The problem:
Find the lines that contain the word "React" and copy each one.

Collected data:
———
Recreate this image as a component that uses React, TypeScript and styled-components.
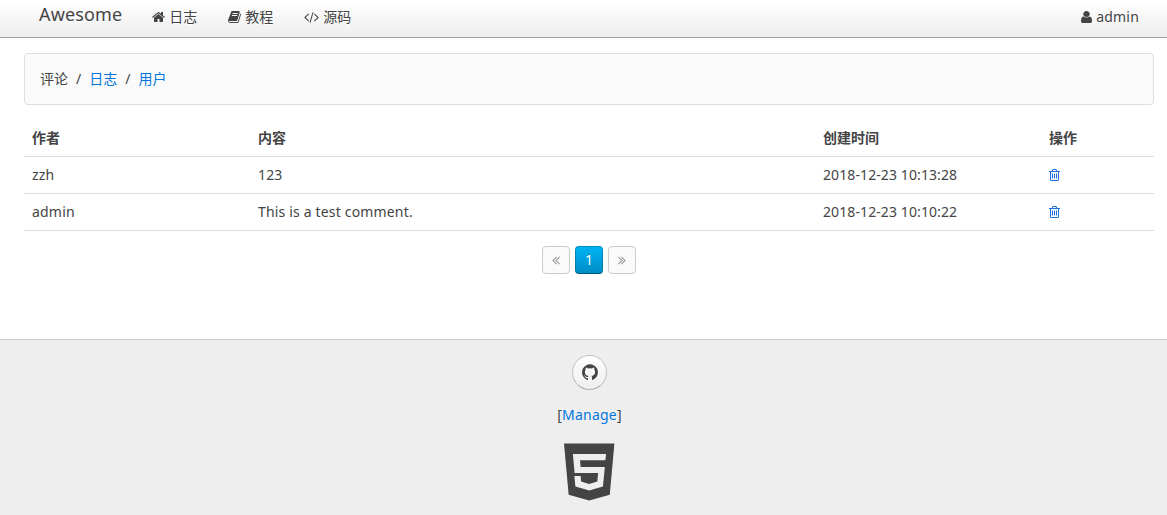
import React from 'react';
import styled, { createGlobalStyle, css } from 'styled-components';

const Global = createGlobalStyle`
  *, *::before, *::after { box-sizing: border-box; }
  html { background: #fff; }
  body {
    margin: 0;
    overflow: hidden;
    font: 14px/20px "Noto Sans", "Noto Sans CJK SC", sans-serif;
    color: #444;
  }
`;

const glyphs = {
  home: {
    box: '64 0 1664 1792',
    width: 13,
    d: 'M1472 992v480q0 26-19 45t-45 19h-384v-384h-256v384h-384q-26 0-45-19t-19-45v-480q0-1 .5-3t.5-3l575-474 575 474q1 2 1 6zm223-69l-62 74q-8 9-21 11h-3q-13 0-21-7l-692-577-692 577q-12 8-24 7-13-2-21-11l-62-74q-8-10-7-23.5t11-21.5l719-599q32-26 76-26t76 26l244 204v-195q0-14 9-23t23-9h192q14 0 23 9t9 23v408l219 182q10 8 11 21.5t-7 23.5z',
  },
  book: {
    box: '64 0 1664 1792',
    width: 13,
    d: 'M1703 478q40 57 18 129l-275 906q-19 64-76.5 107.5t-122.5 43.5h-923q-77 0-148.5-53.5t-99.5-131.5q-24-67-2-127 0-4 3-27t4-37q1-8-3-21.5t-3-19.5q2-11 8-21t16.5-23.5 16.5-23.5q23-38 45-91.5t30-91.5q3-10 .5-30t-.5-28q3-11 17-28t17-23q21-36 42-92t25-90q1-9-2.5-32t.5-28q4-13 22-30.5t22-22.5q19-26 42.5-84.5t27.5-96.5q1-8-3-25.5t-2-26.5q2-8 9-18t18-23 17-21q8-12 16.5-30.5t15-35 16-36 19.5-32 26.5-23.5 36-11.5 47.5 5.5l-1 3q38-9 51-9h761q74 0 114 56t18 130l-274 906q-36 119-71.5 153.5t-128.5 34.5h-869q-27 0-38 15-11 16-1 43 24 70 144 70h923q29 0 56-15.5t35-41.5l300-987q7-22 5-57 38 15 59 43zm-1064 2q-4 13 2 22.5t20 9.5h608q13 0 25.5-9.5t16.5-22.5l21-64q4-13-2-22.5t-20-9.5h-608q-13 0-25.5 9.5t-16.5 22.5zm-83 256q-4 13 2 22.5t20 9.5h608q13 0 25.5-9.5t16.5-22.5l21-64q4-13-2-22.5t-20-9.5h-608q-13 0-25.5 9.5t-16.5 22.5z',
  },
  code: {
    box: '0 0 1920 1792',
    width: 15,
    d: 'M617 1399l-50 50q-10 10-23 10t-23-10l-466-466q-10-10-10-23t10-23l466-466q10-10 23-10t23 10l50 50q10 10 10 23t-10 23l-393 393 393 393q10 10 10 23t-10 23zm591-1067l-373 1291q-4 13-15.5 19.5t-23.5 2.5l-62-17q-13-4-19.5-15.5t-2.5-24.5l373-1291q4-13 15.5-19.5t23.5-2.5l62 17q13 4 19.5 15.5t2.5 24.5zm657 651l-466 466q-10 10-23 10t-23-10l-50-50q-10-10-10-23t10-23l393-393-393-393q-10-10-10-23t10-23l50-50q10-10 23-10t23 10l466 466q10 10 10 23t-10 23z',
  },
  user: {
    box: '256 0 1280 1792',
    width: 11,
    d: 'M1536 1399q0 109-62.5 187t-150.5 78h-854q-88 0-150.5-78t-62.5-187q0-85 8.5-160.5t31.5-152 58.5-131 94-89 134.5-34.5q131 128 313 128t313-128q76 0 134.5 34.5t94 89 58.5 131 31.5 152 8.5 160.5zm-256-887q0 159-112.5 271.5t-271.5 112.5-271.5-112.5-112.5-271.5 112.5-271.5 271.5-112.5 271.5 112.5 112.5 271.5z',
  },
  trash: {
    box: '192 0 1408 1792',
    width: 11,
    d: 'M704 736v576q0 14-9 23t-23 9h-64q-14 0-23-9t-9-23v-576q0-14 9-23t23-9h64q14 0 23 9t9 23zm256 0v576q0 14-9 23t-23 9h-64q-14 0-23-9t-9-23v-576q0-14 9-23t23-9h64q14 0 23 9t9 23zm256 0v576q0 14-9 23t-23 9h-64q-14 0-23-9t-9-23v-576q0-14 9-23t23-9h64q14 0 23 9t9 23zm128 724v-948h-896v948q0 22 7 40.5t14.5 27 10.5 8.5h832q3 0 10.5-8.5t14.5-27 7-40.5zm-672-1076h448l-48-117q-7-9-17-11h-317q-10 2-17 11zm928 32v64q0 14-9 23t-23 9h-96v948q0 83-47 143.5t-113 60.5h-832q-66 0-113-58.5t-47-141.5v-952h-96q-14 0-23-9t-9-23v-64q0-14 9-23t23-9h309l70-167q15-37 54-63t79-26h320q40 0 79 26t54 63l70 167h309q14 0 23 9t9 23z',
  },
  prev: {
    box: '0 0 1024 1792',
    width: 8,
    d: 'M627 1376q0 13-10 23l-50 50q-10 10-23 10t-23-10l-466-466q-10-10-10-23t10-23l466-466q10-10 23-10t23 10l50 50q10 10 10 23t-10 23l-393 393 393 393q10 10 10 23zm384 0q0 13-10 23l-50 50q-10 10-23 10t-23-10l-466-466q-10-10-10-23t10-23l466-466q10-10 23-10t23 10l50 50q10 10 10 23t-10 23l-393 393 393 393q10 10 10 23z',
  },
  next: {
    box: '0 0 1024 1792',
    width: 8,
    d: 'M595 960q0 13-10 23l-466 466q-10 10-23 10t-23-10l-50-50q-10-10-10-23t10-23l393-393-393-393q-10-10-10-23t10-23l50-50q10-10 23-10t23 10l466 466q10 10 10 23zm384 0q0 13-10 23l-466 466q-10 10-23 10t-23-10l-50-50q-10-10-10-23t10-23l393-393-393-393q-10-10-10-23t10-23l50-50q10-10 23-10t23 10l466 466q10 10 10 23z',
  },
  github: {
    box: '128 0 1536 1792',
    width: 12,
    d: 'M896 128q209 0 385.5 103t279.5 279.5 103 385.5q0 251-146.5 451.5t-378.5 277.5q-27 5-40-7t-13-30q0-3 .5-76.5t.5-134.5q0-97-52-142 57-6 102.5-18t94-39 81-66.5 53-105 20.5-150.5q0-119-79-206 37-91-8-204-28-9-81 11t-92 44l-38 24q-93-26-192-26t-192 26q-16-11-42.5-27t-83.5-38.5-85-13.5q-45 113-8 204-79 87-79 206 0 85 20.5 150t52.5 105 80.5 67 94 39 102.5 18q-39 36-49 103-21 10-45 15t-57 5-65.5-21.5-55.5-62.5q-19-32-48.5-52t-49.5-24l-20-3q-21 0-29 4.5t-5 11.5 9 14 13 12l7 5q22 10 43.5 38t31.5 51l10 23q13 38 44 61.5t67 30 69.5 7 55.5-3.5l23-4q0 38 .5 88.5t.5 54.5q0 18-13 30t-40 7q-232-77-378.5-277.5t-146.5-451.5q0-209 103-385.5t279.5-279.5 385.5-103z',
  },
};

const Svg = styled.svg`
  display: inline-block;
  flex: none;
  vertical-align: -2px;
  fill: currentColor;
`;

function Icon({ name, scale = 1 }: { name: keyof typeof glyphs; scale?: number }) {
  const g = glyphs[name];
  return (
    <Svg
      viewBox={g.box}
      width={g.width * scale}
      height={14 * scale}
      preserveAspectRatio="none"
      aria-hidden
    >
      <path d={g.d} />
    </Svg>
  );
}

const Navbar = styled.nav`
  display: flex;
  height: 38px;
  padding: 0 13px 0 24px;
  background: linear-gradient(to bottom, #fff, #eee);
  border-bottom: 1px solid #a2a2a2;
  text-shadow: 0 1px 0 #fff;
`;

const Brand = styled.a`
  padding: 0 15px;
  font-size: 18px;
  line-height: 28px;
  letter-spacing: 0.14px;
`;

const NavItem = styled.a<{ $end?: boolean }>`
  padding: 0 16px 0 15px;
  line-height: 34px;
  white-space: nowrap;

  ${Svg} {
    margin-right: 4px;
  }

  ${(p) =>
    p.$end &&
    css`
      margin-left: auto;
      padding-right: 15px;
      letter-spacing: 0.2px;
    `}
`;

const Main = styled.main`
  height: 301px;
  padding: 15px 13px 0 24px;
`;

const Panel = styled.div`
  height: 52px;
  padding: 15px;
  background: #fafafa;
  border: 1px solid #ddd;
  border-radius: 4px;
`;

const Breadcrumb = styled.ul`
  display: flex;
  margin: 0;
  padding: 0;
  list-style: none;

  li + li::before {
    content: "/";
    margin: 0 8px;
  }
`;

const Link = styled.a`
  color: #07d;
  text-decoration: none;
`;

const DeleteLink = styled(Link)`
  color: #1a6fe0;
`;

const Table = styled.table`
  width: 100%;
  margin-top: 15px;
  border-collapse: separate;
  border-spacing: 0;
  table-layout: fixed;
`;

const cell = css`
  height: 37px;
  padding: 8px;
  border-bottom: 1px solid #ddd;
  text-align: left;
  vertical-align: top;
`;

const Head = styled.th<{ $width: string }>`
  ${cell}
  width: ${(p) => p.$width};
  font-weight: 700;
`;

const Cell = styled.td<{ $tracking?: number }>`
  ${cell}
  letter-spacing: ${(p) => p.$tracking ?? 0}px;
`;

const Pagination = styled.div`
  display: flex;
  justify-content: center;
  gap: 5px;
  margin-top: 15px;
`;

const Page = styled.span<{ $active?: boolean }>`
  min-width: 28px;
  height: 28px;
  padding: 3px 5px;
  border: 1px solid rgba(0, 0, 0, 0.2);
  border-bottom-color: rgba(0, 0, 0, 0.3);
  border-radius: 4px;
  text-align: center;
  ${(p) =>
    p.$active
      ? css`
          color: #fff;
          background: linear-gradient(to bottom, #00b4f5, #008dc5) border-box;
          border-bottom-color: rgba(0, 0, 0, 0.4);
          text-shadow: 0 -1px 0 rgba(0, 0, 0, 0.2);
        `
      : css`
          color: #999;
          background: #fafafa;
          border-color: #ccc;
          text-shadow: 0 1px 0 #fff;
        `}
`;

const Footer = styled.footer`
  display: flex;
  flex-direction: column;
  align-items: center;
  height: 176px;
  padding: 15px 0 0 12px;
  background: #eee;
  border-top: 1px solid #ccc;
`;

const RoundButton = styled.a`
  display: flex;
  align-items: center;
  justify-content: center;
  width: 35px;
  height: 35px;
  padding-left: 1px;
  border: 1px solid rgba(0, 0, 0, 0.2);
  border-bottom-color: rgba(0, 0, 0, 0.3);
  border-radius: 50%;
  background: linear-gradient(to bottom, #fff, #eee);
`;

const Manage = styled.p`
  margin: 15px 0 18px;
  letter-spacing: 0.22px;
`;

const comments = [
  { author: 'zzh', text: '123', time: '2018-12-23 10:13:28' },
  { author: 'admin', text: 'This is a test comment.', time: '2018-12-23 10:10:22' },
];

export default function App() {
  return (
    <>
      <Global />
      <Navbar>
        <Brand>Awesome</Brand>
        <NavItem><Icon name="home" />日志</NavItem>
        <NavItem><Icon name="book" />教程</NavItem>
        <NavItem><Icon name="code" />源码</NavItem>
        <NavItem $end><Icon name="user" />admin</NavItem>
      </Navbar>
      <Main>
        <Panel>
          <Breadcrumb>
            <li>评论</li>
            <li><Link>日志</Link></li>
            <li><Link>用户</Link></li>
          </Breadcrumb>
        </Panel>
        <Table>
          <thead>
            <tr>
              <Head $width="20%">作者</Head>
              <Head $width="50%">内容</Head>
              <Head $width="20%">创建时间</Head>
              <Head $width="10%">操作</Head>
            </tr>
          </thead>
          <tbody>
            {comments.map((c) => (
              <tr key={c.time}>
                <Cell $tracking={0.2}>{c.author}</Cell>
                <Cell $tracking={0.17}>{c.text}</Cell>
                <Cell $tracking={0.1}>{c.time}</Cell>
                <Cell><DeleteLink><Icon name="trash" /></DeleteLink></Cell>
              </tr>
            ))}
          </tbody>
        </Table>
        <Pagination>
          <Page><Icon name="prev" /></Page>
          <Page $active>1</Page>
          <Page><Icon name="next" /></Page>
        </Pagination>
      </Main>
      <Footer>
        <RoundButton><Icon name="github" scale={1.33} /></RoundButton>
        <Manage>[<Link>Manage</Link>]</Manage>
        <svg width="51" height="58" viewBox="0 0 51.6 58" preserveAspectRatio="none" fill="#444" aria-label="HTML5">
          <path fillRule="evenodd" d="M0 .4H51L46.3 51.7 25.5 57.5 4.7 51.7ZM9 11 10.7 30H34.5L33.7 38.6 25.5 41 17.3 38.6 16.8 33H10.5L11.5 43.5 25.5 47.5 39.4 43.5 41.3 24H16.8L16.2 17.3H41.9L42.5 11Z" />
        </svg>
      </Footer>
    </>
  );
}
———
Exercise output:
Recreate this image as a component that uses React, TypeScript and styled-components.
import React from 'react';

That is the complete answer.